According to the 6th Circuit, the ECC appropriately concluded Bennett’s continued employment would have impaired its “effective functioning.” Bennett v. Metropolitan Government of Nashville and Davidson County, Tennessee, No. 19-5818 (October 6, 2020).

Bottom line

Bennett’s case illustrates how it’s generally much more difficult for public employers to fire or discipline employees than it is for private-sector employers. Had she been in the private sector, her employer most likely would have had little difficulty in carrying out the same termination decision, assuming it didn’t treat her differently than similarly situated employees in a protected class. (Some states have laws prohibiting private employers from taking adverse actions against employees based on off-duty conduct, but there is no such law in Tennessee.)

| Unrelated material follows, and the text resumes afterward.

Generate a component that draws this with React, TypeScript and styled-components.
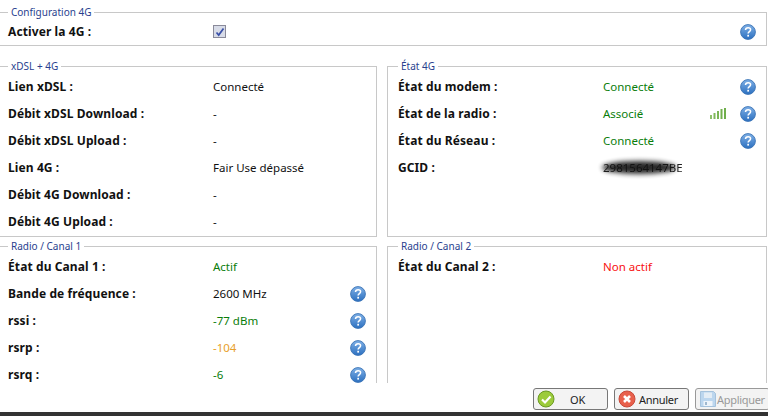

In the private workplace, in Tennessee and many states, being a Democrat, a Republican, or a member of another political group isn’t a protected class. Therefore, a private-sector employer theoretically could fire all of its employees who post social media comments outside the workplace that are favorable to one political party, provided it has the same policy regardless of the employee’s sex, race, nationality, age, or other protected characteristics. Of course, private-sector employers rarely go to such extremes, but it’s difficult to fathom that they would be sued for firing someone for using the “n” word on social media. In fact, the consequences of turning a blind eye to such conduct, with respect to potential harassment and discrimination claims by other employees, could be much more detrimental to the employer.

As for the ECC, it’s easy to sympathize with its plight, stuck between a rock and hard place. If Bennett had used the “n” word at work, it likely would have been much easier for the center to fire her. The context in which she made the comment, however, made it more difficult to discharge her and created a complicated enough scenario that the trial court and the 6th Circuit viewed the same set of facts entirely differently in terms of the legal ramifications.

The case reinforces the importance of engaging in a comprehensive investigation and consulting with legal counsel before pulling the trigger on a termination decision involving an employee’s use of social media, particularly for employers in the public sector.